YouTube's recommended upload bitrates for SDR content: 1080p 30fps = 8 Mbps; 1080p 60fps = 12 Mbps; 1440p 30fps = 16 Mbps; 1440p 60fps = 24 Mbps; 4K 30fps = 35–45 Mbps; 4K 60fps = 53–68 Mbps. The preset chips in the calculator populate these values in one click, so you can immediately verify what a 4K 60fps upload at YouTube's recommended bitrate will weigh at any duration. For HDR content, YouTube's recommended bitrates are higher — 12 Mbps for 1080p60 HDR, 66 Mbps for 4K 60fps HDR — and those are also available as preset chips.

Comparing H.264 and H.265 budgets

H.265 (HEVC) achieves equivalent visual quality to H.264 at approximately half the bitrate. A streaming master that requires 8 Mbps in H.264 typically needs only 4–5 Mbps in H.265 to look the same to a viewer. The calculator does not encode video, but you can compare both scenarios side-by-side: enter the same duration and quality target at 8 Mbps, then re-enter at 4 Mbps — the file size delta shows the storage savings of switching codecs, which informs whether re-encoding an existing library is economically worthwhile at a given storage cost per GB.

Common use cases

  • Planning an export to fit an email attachment cap: A sales manager needs to email a product demo to a prospect, but the corporate email system rejects attachments above 25 MB. The clip runs 5 minutes 12 seconds. The calculator returns that the combined video+audio bitrate must stay under 640 kbps — well below 1080p quality, but usable for a 720p export at 600 kbps video + 128 kbps audio.
  • Choosing the right YouTube upload bitrate: A video editor finishing a 1080p 60fps product video clicks the 1080p60 preset chip. The calculator shows 12 Mbps video + 192 kbps audio. For a 12-minute video that is a 1.1 GB upload — within the editor's upload plan. For a 90-minute documentary, the same bitrate produces 8.3 GB, which may require splitting the upload or dropping to 1080p 30fps.
  • Estimating cloud storage costs for recorded sessions: A conference organizer records 24 sessions, each averaging 50 minutes at 1080p. Each session at 8 Mbps occupies approximately 3 GB. The organizer calculates 72 GB total for the raw recordings before editing — enough to decide on cloud storage tier before the event rather than after.
  • Verifying two-pass encoding is necessary: A motion graphics producer exporting a 4-minute title sequence for broadcast delivery at a strict 50 Mbps ceiling runs the calculator to confirm that a single-pass constant bitrate encode at 50 Mbps produces a 1.5 GB file within the delivery spec. If the sequence were 8 minutes instead, the file would hit 3 GB and two-pass with peak constraints might be required.
  • Comparing H.264 vs H.265 storage for an archival library: A post-production house archiving 200 hours of interview footage currently encoded at H.264 8 Mbps wants to know the savings from re-encoding to H.265 4 Mbps equivalent quality.
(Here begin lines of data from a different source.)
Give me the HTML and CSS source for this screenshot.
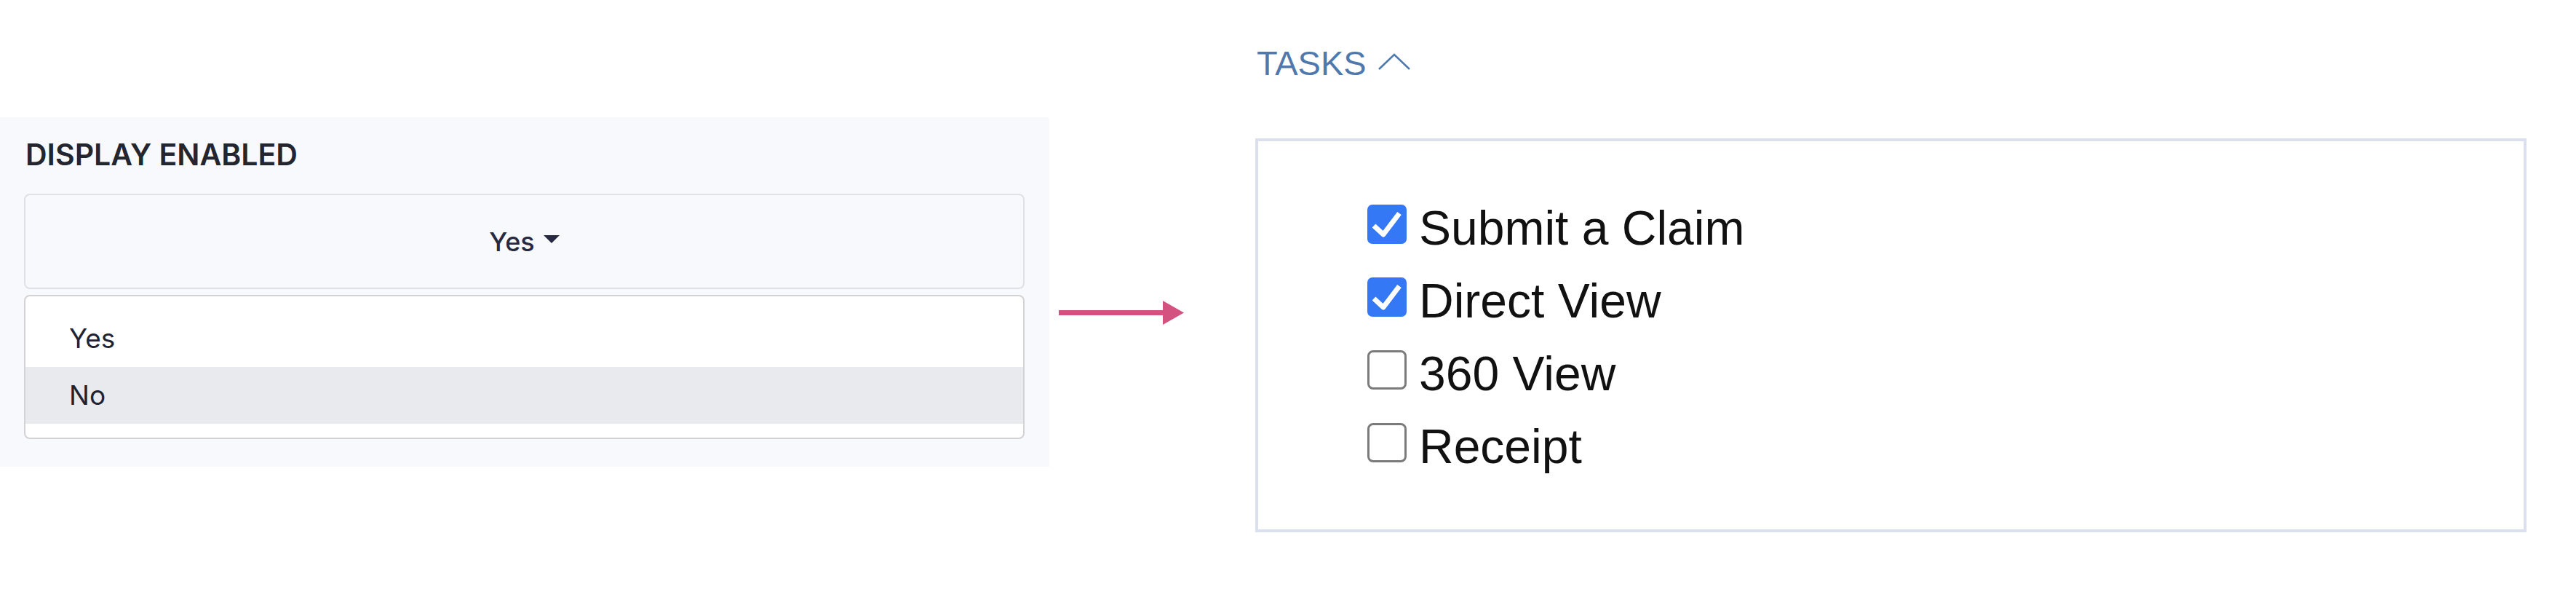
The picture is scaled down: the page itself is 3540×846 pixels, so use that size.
FILE: index.html
```html
<!DOCTYPE html>
<html lang="en">
<head>
    <meta charset="UTF-8">
    <title>Display Enabled to Tasks</title>
    <link rel="stylesheet" href="styles.css">
</head>
<body>
    <div class="page">
        <div class="settings">
            <div class="field-label">DISPLAY ENABLED</div>
            <div class="select">
                <span>Yes</span>
                <span class="caret"></span>
            </div>
            <ul class="options">
                <li>Yes</li>
                <li class="hover">No</li>
            </ul>
        </div>

        <svg class="arrow" width="172" height="33" viewBox="0 0 172 33">
            <rect x="0" y="13" width="144" height="7" fill="#d4527f"/>
            <polygon points="143,0 172,16.5 143,33" fill="#d4527f"/>
        </svg>

        <div class="tasks">
            <div class="tasks-title">
                TASKS
                <svg class="chevron" width="44" height="24" viewBox="0 0 44 24">
                    <polyline points="1,22 22,2 43,22" fill="none" stroke="#4f79ad" stroke-width="2.5"/>
                </svg>
            </div>
            <div class="tasks-box">
                <label class="task">
                    <span class="box checked">
                        <svg width="54" height="54" viewBox="0 0 54 54"><polyline points="9,29 22,41 44,12" fill="none" stroke="#fff" stroke-width="7" stroke-linejoin="round"/></svg>
                    </span>
                    <span class="task-name">Submit a Claim</span>
                </label>
                <label class="task">
                    <span class="box checked">
                        <svg width="54" height="54" viewBox="0 0 54 54"><polyline points="9,29 22,41 44,12" fill="none" stroke="#fff" stroke-width="7" stroke-linejoin="round"/></svg>
                    </span>
                    <span class="task-name">Direct View</span>
                </label>
                <label class="task">
                    <span class="box"></span>
                    <span class="task-name">360 View</span>
                </label>
                <label class="task">
                    <span class="box"></span>
                    <span class="task-name">Receipt</span>
                </label>
            </div>
        </div>
    </div>
</body>
</html>
```

FILE: styles.css
```css
body {
    margin: 0;
    background: #fff;
    font-family: "Liberation Sans", Arial, sans-serif;
}
.page {
    display: flex;
    align-items: flex-start;
}

/* left: dropdown field */
.settings {
    width: 1442px;
    height: 480px;
    margin-top: 161px;
    padding: 26px 34px 0 33px;
    box-sizing: border-box;
    background: #f8f9fc;
    font-family: Inter, "Noto Sans", sans-serif;
}
.field-label {
    margin-left: 2px;
    font-size: 41px;
    font-weight: 600;
    line-height: 50px;
    color: #23252f;
}
.select {
    margin-top: 29px;
    height: 131px;
    display: flex;
    align-items: center;
    justify-content: center;
    gap: 12px;
    border: 2px solid #dfe1e8;
    border-radius: 8px;
    box-sizing: border-box;
    font-size: 36px;
    font-weight: 500;
    color: #262940;
}
.caret {
    width: 0;
    height: 0;
    margin-top: -6px;
    border-left: 11px solid transparent;
    border-right: 11px solid transparent;
    border-top: 11px solid #262940;
}
.options {
    list-style: none;
    margin: 8px 0 0;
    padding: 19px 0;
    background: #fff;
    border: 2px solid #d3d3d6;
    border-radius: 8px;
}
.options li {
    height: 78px;
    line-height: 78px;
    padding-left: 60px;
    font-size: 37px;
    color: #1f2230;
}
.options li.hover {
    background: #e9eaee;
}

/* arrow */
.arrow {
    margin: 413px 0 0 13px;
    display: block;
}

/* right: tasks */
.tasks {
    margin-left: 98px;
    width: 1747px;
}
.tasks-title {
    margin-top: 60px;
    padding-left: 2px;
    display: flex;
    align-items: center;
    gap: 16px;
    font-size: 47px;
    line-height: 53px;
    color: #4f79ad;
}
.chevron {
    margin-top: -4px;
}
.tasks-box {
    margin-top: 77px;
    height: 541px;
    padding: 64px 0 0 150px;
    box-sizing: border-box;
    border: 4px solid #dcdfee;
}
.task {
    display: flex;
    align-items: center;
    gap: 17px;
    height: 100px;
}
.box {
    width: 54px;
    height: 54px;
    box-sizing: border-box;
    border: 3px solid #7b7b7b;
    border-radius: 8px;
    background: #fff;
}
.box.checked {
    border: none;
    border-radius: 7px;
    background: #3478f6;
}
.box svg {
    display: block;
}
.task-name {
    margin-top: 10px;
    font-size: 66px;
    color: #111;
}
```
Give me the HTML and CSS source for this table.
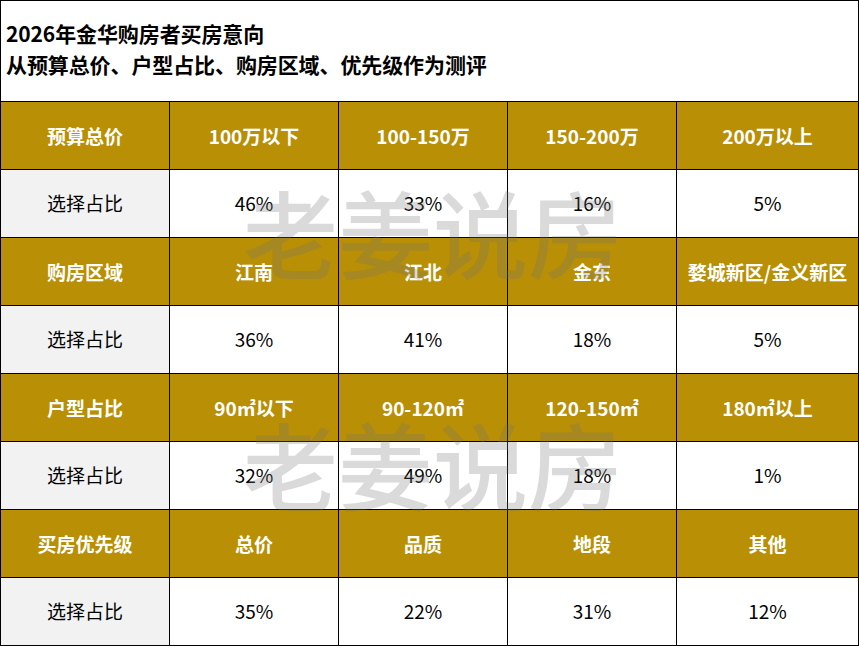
FILE: index.html
```html
<!DOCTYPE html>
<html lang="zh-CN">
<head>
<meta charset="utf-8">
<title>2026年金华购房者买房意向</title>
<link rel="stylesheet" href="styles.css">
</head>
<body>
<div class="sheet">
  <div class="title">
    <div class="title-line">2026年金华购房者买房意向</div>
    <div class="title-line">从预算总价、户型占比、购房区域、优先级作为测评</div>
  </div>

  <div class="cell head">预算总价</div>
  <div class="cell head">100万以下</div>
  <div class="cell head">100-150万</div>
  <div class="cell head">150-200万</div>
  <div class="cell head">200万以上</div>
  <div class="cell label">选择占比</div>
  <div class="cell">46%</div>
  <div class="cell">33%</div>
  <div class="cell">16%</div>
  <div class="cell">5%</div>

  <div class="cell head">购房区域</div>
  <div class="cell head">江南</div>
  <div class="cell head">江北</div>
  <div class="cell head">金东</div>
  <div class="cell head">婺城新区/金义新区</div>
  <div class="cell label">选择占比</div>
  <div class="cell">36%</div>
  <div class="cell">41%</div>
  <div class="cell">18%</div>
  <div class="cell">5%</div>

  <div class="cell head">户型占比</div>
  <div class="cell head">90㎡以下</div>
  <div class="cell head">90-120㎡</div>
  <div class="cell head">120-150㎡</div>
  <div class="cell head">180㎡以上</div>
  <div class="cell label">选择占比</div>
  <div class="cell">32%</div>
  <div class="cell">49%</div>
  <div class="cell">18%</div>
  <div class="cell">1%</div>

  <div class="cell head">买房优先级</div>
  <div class="cell head">总价</div>
  <div class="cell head">品质</div>
  <div class="cell head">地段</div>
  <div class="cell head">其他</div>
  <div class="cell label">选择占比</div>
  <div class="cell">35%</div>
  <div class="cell">22%</div>
  <div class="cell">31%</div>
  <div class="cell">12%</div>

  <div class="watermark wm-top">老姜说房</div>
  <div class="watermark wm-bottom">老姜说房</div>
</div>
</body>
</html>
```

FILE: styles.css
```css
html, body {
  margin: 0;
  padding: 0;
  background: #ffffff;
}

body {
  font-family: "Noto Sans CJK SC", "Microsoft YaHei", "Noto Sans", sans-serif;
  color: #000;
}

.sheet {
  position: relative;
  width: 859px;
  height: 646px;
  box-sizing: border-box;
  background: #000;
  padding: 1px;
  display: grid;
  grid-template-columns: 168px 168px 168px 168px 181px;
  grid-template-rows: 100px repeat(8, 67px);
  gap: 1px;
  overflow: hidden;
}

.title {
  grid-column: 1 / -1;
  background: #fff;
  display: flex;
  flex-direction: column;
  justify-content: center;
  padding: 0 0 4px 5px;
  box-sizing: border-box;
}

.title-line {
  font-size: 21px;
  font-weight: 700;
  line-height: 31px;
  color: #000;
  letter-spacing: -0.1px;
}

.cell {
  background: #fff;
  display: flex;
  align-items: center;
  justify-content: center;
  font-size: 19px;
  line-height: 1;
  color: #000;
  white-space: nowrap;
  padding-bottom: 2px;
  box-sizing: border-box;
}

.cell.head {
  background: #b88f05;
  color: #fff;
  font-weight: 700;
  padding-bottom: 0;
}

.cell.label {
  background: #f2f2f2;
}

.watermark {
  position: absolute;
  left: 243px;
  font-size: 95px;
  line-height: 1;
  font-weight: 500;
  color: rgba(120, 120, 120, 0.27);
  pointer-events: none;
  white-space: nowrap;
}

.wm-top {
  top: 183px;
}

.wm-bottom {
  top: 415px;
}
```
The calculator shows H.264 at 8 Mbps across 200 hours = ~720 GB; H.265 at 4 Mbps = ~360 GB. The 360 GB reduction is weighed against the re-encoding cost.

How to use it

  1. Pick which value you want the calculator to solve for.
  2. Enter the two values you know.
  3. Adjust audio bitrate and overhead if needed.
  4. Read the answer and adjust until it fits your budget.

Frequently asked questions

Is this tool free?

Yes. Completely free, no login, no watermark, no signup required. Everything runs in your browser.

Does it include audio?

Yes. Audio bitrate is configured separately, with presets for the common AAC bitrates.

Will it suggest YouTube-recommended bitrates?

Yes. Presets cover YouTube SDR and HDR for 1080p, 1440p, 4K, and 8K at 24-60 fps.

Will it support multiple audio tracks?

Yes. You can add multiple audio bitrates and the total budget updates live.

Does it account for container overhead?

A small overhead percentage is added by default. You can adjust it if you need a precise estimate.